== Set task ==
Look through the material below and give the number of lines holding "Output", with no other words.

== Data provided ==
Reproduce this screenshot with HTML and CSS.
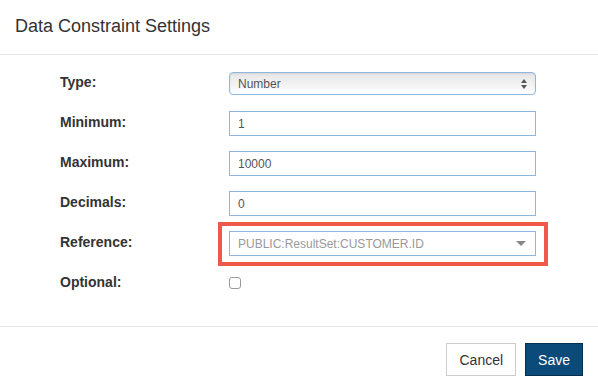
FILE: index.html
```html
<!DOCTYPE html>
<html lang="en">
<head>
  <meta charset="UTF-8">
  <meta name="viewport" content="width=device-width, initial-scale=1.0">
  <title>Data Constraint Settings</title>
  <link rel="stylesheet" href="styles.css">
</head>
<body>
  <div class="modal">
    <header class="modal-header">
      <h1>Data Constraint Settings</h1>
    </header>
    <div class="modal-body">
      <div class="row">
        <label>Type:</label>
        <div class="select native">
          <span>Number</span>
          <svg width="6" height="10" viewBox="0 0 6 10"><path d="M3 0 L6 4 L0 4 Z M0 6 L6 6 L3 10 Z" fill="#555"/></svg>
        </div>
      </div>
      <div class="row">
        <label>Minimum:</label>
        <div class="input">1</div>
      </div>
      <div class="row">
        <label>Maximum:</label>
        <div class="input">10000</div>
      </div>
      <div class="row">
        <label>Decimals:</label>
        <div class="input">0</div>
      </div>
      <div class="row">
        <label>Reference:</label>
        <div class="highlight">
          <div class="input combo">
            <span>PUBLIC:ResultSet:CUSTOMER.ID</span>
            <svg width="10" height="6" viewBox="0 0 10 6"><path d="M0 0 L10 0 L5 5 Z" fill="#888"/></svg>
          </div>
        </div>
      </div>
      <div class="row">
        <label>Optional:</label>
        <span class="checkbox"></span>
      </div>
    </div>
    <footer class="modal-footer">
      <button class="btn">Cancel</button>
      <button class="btn btn-primary">Save</button>
    </footer>
  </div>
</body>
</html>
```

FILE: styles.css
```css
:root {
  --border: #e5e5e5;
  --field-border: #8fb6e0;
  --text-main: #333333;
  --text-field: #555555;
  --primary: #0b4b79;
  --primary-border: #062f4d;
  --mark: #f2584a;
}
*, *::before, *::after { box-sizing: border-box; }
body {
  margin: 0;
  background: #ffffff;
  font-family: "Liberation Sans", Arial, sans-serif;
  color: var(--text-main);
}
.modal { width: 598px; }
.modal-header {
  height: 55px;
  padding: 15px 15px 0;
  border-bottom: 1px solid var(--border);
}
.modal-header h1 {
  margin: 0;
  font-size: 18px;
  font-weight: normal;
  line-height: 22px;
}
.modal-body {
  padding: 16px 0 30px 60px;
  display: flex;
  flex-direction: column;
  gap: 15px;
}
.row {
  display: flex;
  align-items: center;
  height: 25px;
}
.row label {
  width: 169px;
  font-size: 14px;
  font-weight: bold;
  color: #333;
  margin-top: -3px;
}
.input, .select {
  width: 307px;
  height: 25px;
  border: 1px solid var(--field-border);
  padding: 0 8px;
  font-size: 12px;
  color: var(--text-field);
  display: flex;
  align-items: center;
  justify-content: space-between;
  background: #fff;
}
.select.native {
  height: 23px;
  border-radius: 4px;
  background: linear-gradient(#e6e6e6, #f4f4f4 60%, #ffffff);
  box-shadow: inset 0 1px 2px rgba(0,0,0,0.08);
}
.combo { color: #999; padding-right: 9px; }
.highlight { position: relative; }
.highlight::before {
  content: "";
  position: absolute;
  top: -9px; bottom: -10px; left: -11px; right: -12px;
  border: 4px solid var(--mark);
  pointer-events: none;
}
.checkbox {
  width: 12px;
  height: 12px;
  border: 1px solid #999;
  border-radius: 3px;
  margin-top: -2px;
}
.modal-footer {
  border-top: 1px solid var(--border);
  padding: 16px 15px 0;
  display: flex;
  justify-content: flex-end;
  gap: 9px;
}
.btn {
  height: 33px;
  padding: 0 12px;
  font-family: inherit;
  font-size: 14px;
  color: #333;
  background: #fff;
  border: 1px solid #cccccc;
  border-radius: 0;
}
.btn-primary {
  background: var(--primary);
  border-color: var(--primary-border);
  color: #fff;
}
```
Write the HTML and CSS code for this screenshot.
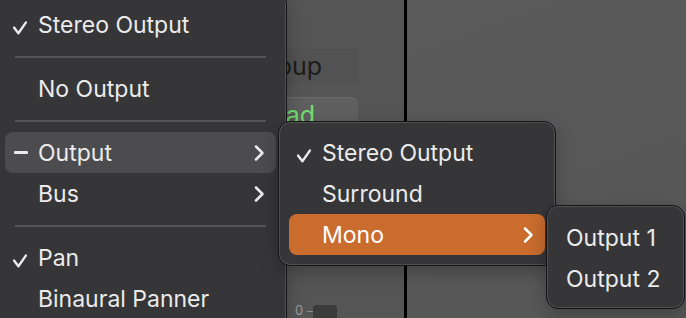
FILE: index.html
```html
<!DOCTYPE html>
<html lang="en">
<head>
    <meta charset="UTF-8">
    <meta name="viewport" content="width=device-width, initial-scale=1.0">
    <title>Output Menu</title>
    <link rel="stylesheet" href="styles.css">
</head>
<body>
    <div class="stage">
        <!-- Channel strip behind the menus -->
        <div class="strip">
            <div class="field">Group</div>
            <div class="read-btn">Read</div>
            <div class="meter">
                <span class="meter-label">0</span>
                <span class="meter-tick"></span>
                <span class="meter-knob"></span>
            </div>
        </div>
        <div class="divider"></div>
        <div class="canvas"></div>

        <!-- Main context menu -->
        <div class="menu main-menu">
            <div class="item">
                <span class="mark"><svg class="check" viewBox="0 0 14 20" width="14" height="20"><path d="M1 12.6 L5.4 18.3 L13 7.4"/></svg></span>
                <span class="label">Stereo Output</span>
            </div>
            <div class="sep"></div>
            <div class="item">
                <span class="mark"></span>
                <span class="label">No Output</span>
            </div>
            <div class="sep"></div>
            <div class="item hover">
                <span class="mark"><span class="dash"></span></span>
                <span class="label">Output</span>
                <svg class="chev" viewBox="0 0 12 18" width="12" height="18"><polyline points="3,2.5 9.5,9 3,15.5"/></svg>
            </div>
            <div class="item">
                <span class="mark"></span>
                <span class="label">Bus</span>
                <svg class="chev" viewBox="0 0 12 18" width="12" height="18"><polyline points="3,2.5 9.5,9 3,15.5"/></svg>
            </div>
            <div class="sep"></div>
            <div class="item">
                <span class="mark"><svg class="check" viewBox="0 0 14 20" width="14" height="20"><path d="M1 12.6 L5.4 18.3 L13 7.4"/></svg></span>
                <span class="label">Pan</span>
            </div>
            <div class="item">
                <span class="mark"></span>
                <span class="label">Binaural Panner</span>
            </div>
        </div>

        <!-- Output submenu -->
        <div class="menu sub-menu">
            <div class="item">
                <span class="mark"><svg class="check" viewBox="0 0 14 20" width="14" height="20"><path d="M1 12.6 L5.4 18.3 L13 7.4"/></svg></span>
                <span class="label">Stereo Output</span>
            </div>
            <div class="item">
                <span class="mark"></span>
                <span class="label">Surround</span>
            </div>
            <div class="item active">
                <span class="mark"></span>
                <span class="label">Mono</span>
                <svg class="chev" viewBox="0 0 12 18" width="12" height="18"><polyline points="3,2.5 9.5,9 3,15.5"/></svg>
            </div>
        </div>

        <!-- Mono submenu -->
        <div class="menu mono-menu">
            <div class="item plain">
                <span class="label">Output 1</span>
            </div>
            <div class="item plain">
                <span class="label">Output 2</span>
            </div>
        </div>
    </div>
</body>
</html>
```

FILE: styles.css
```css
* {
    margin: 0;
    padding: 0;
    box-sizing: border-box;
    font-family: 'Inter', 'Liberation Sans', sans-serif;
}

:root {
    --menu-bg: #363638;
    --menu-text: #ebebeb;
    --hover-bg: #4c4c4e;
    --accent: #c96c2e;
    --panel: #5a5a5a;
}

body {
    background-color: var(--panel);
    overflow: hidden;
}

.stage {
    position: relative;
    width: 686px;
    height: 318px;
    display: flex;
    overflow: hidden;
    background: linear-gradient(160deg, #5b5b5b, #575757);
}

/* channel strip */
.strip {
    width: 404px;
    height: 100%;
    display: flex;
    flex-direction: column;
    align-items: flex-end;
    padding: 49px 46px 0 0;
    background-color: #555;
}

.field {
    width: 160px;
    height: 35px;
    background-color: #525252;
    border-radius: 4px;
    color: #1c1c1c;
    font-size: 25px;
    line-height: 35px;
    text-align: right;
    padding-right: 36px;
}

.read-btn {
    width: 160px;
    height: 42px;
    margin-top: 13px;
    background-color: #5f5f5f;
    border-top: 1px solid #6c6c6c;
    border-radius: 8px 8px 0 0;
    color: #72e06f;
    font-size: 25px;
    line-height: 34px;
    text-align: right;
    padding-right: 43px;
}

.meter {
    align-self: flex-start;
    margin-top: auto;
    margin-left: 295px;
    margin-bottom: -6px;
    display: flex;
    align-items: flex-start;
    height: 19px;
}

.meter-label {
    color: #9c9c9c;
    font-size: 13px;
    line-height: 11px;
}

.meter-tick {
    width: 6px;
    height: 1px;
    background-color: #8a8a8a;
    margin: 6px 0 0 4px;
}

.meter-knob {
    width: 24px;
    height: 19px;
    background-color: #3b3b3b;
    border-radius: 4px;
}

.divider {
    width: 3px;
    height: 100%;
    background-color: #000;
}

.canvas {
    flex: 1;
}

/* menus */
.menu {
    position: absolute;
    background-color: var(--menu-bg);
    border: 1px solid #151515;
    border-radius: 12px;
    box-shadow: inset 0 0 0 1px rgba(255, 255, 255, 0.13), 0 6px 18px rgba(0, 0, 0, 0.25);
    padding: 10px;
    display: flex;
    flex-direction: column;
}

.main-menu {
    left: -6px;
    top: -8px;
    width: 293px;
    height: 340px;
    padding-top: 11px;
}

.sub-menu {
    left: 278px;
    top: 121px;
    width: 278px;
    height: 145px;
}

.mono-menu {
    left: 546px;
    top: 205px;
    width: 139px;
    height: 104px;
    padding: 11px 10px 9px;
}

.item {
    height: 41px;
    display: flex;
    align-items: center;
    border-radius: 8px;
    color: var(--menu-text);
    font-size: 23px;
    flex-shrink: 0;
}

.item.hover {
    background-color: var(--hover-bg);
}

.item.active {
    background-color: var(--accent);
    color: #fff;
}

.item.plain {
    padding-left: 9px;
}

.mark {
    width: 33px;
    height: 100%;
    display: flex;
    align-items: center;
    padding-left: 8px;
    flex-shrink: 0;
}

.check {
    fill: none;
    stroke: var(--menu-text);
    stroke-width: 2.4;
    stroke-linecap: round;
    stroke-linejoin: round;
}

.dash {
    width: 14px;
    height: 3px;
    margin-left: 1px;
    background-color: var(--menu-text);
    border-radius: 1px;
}

.label {
    flex: 1;
    white-space: nowrap;
}

.chev {
    margin-right: 11px;
    fill: none;
    stroke: var(--menu-text);
    stroke-width: 2.5;
    stroke-linecap: round;
    stroke-linejoin: round;
}

.item.active .chev {
    stroke: #fff;
}

.sep {
    height: 23px;
    display: flex;
    align-items: center;
    padding: 0 10px;
    flex-shrink: 0;
}

.sep::before {
    content: '';
    flex: 1;
    height: 2px;
    background-color: #555557;
}
```
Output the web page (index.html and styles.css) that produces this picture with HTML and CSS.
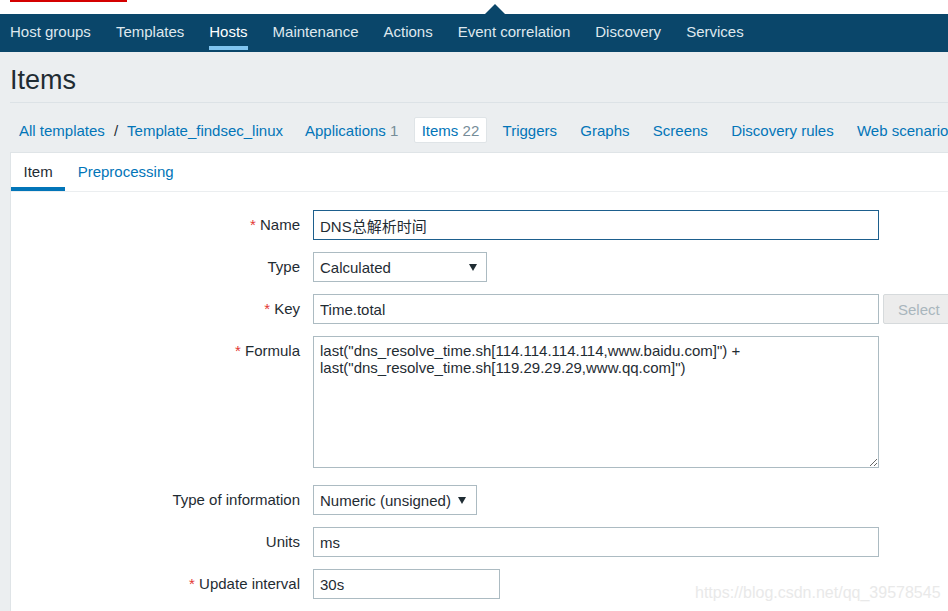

== Final answer ==
9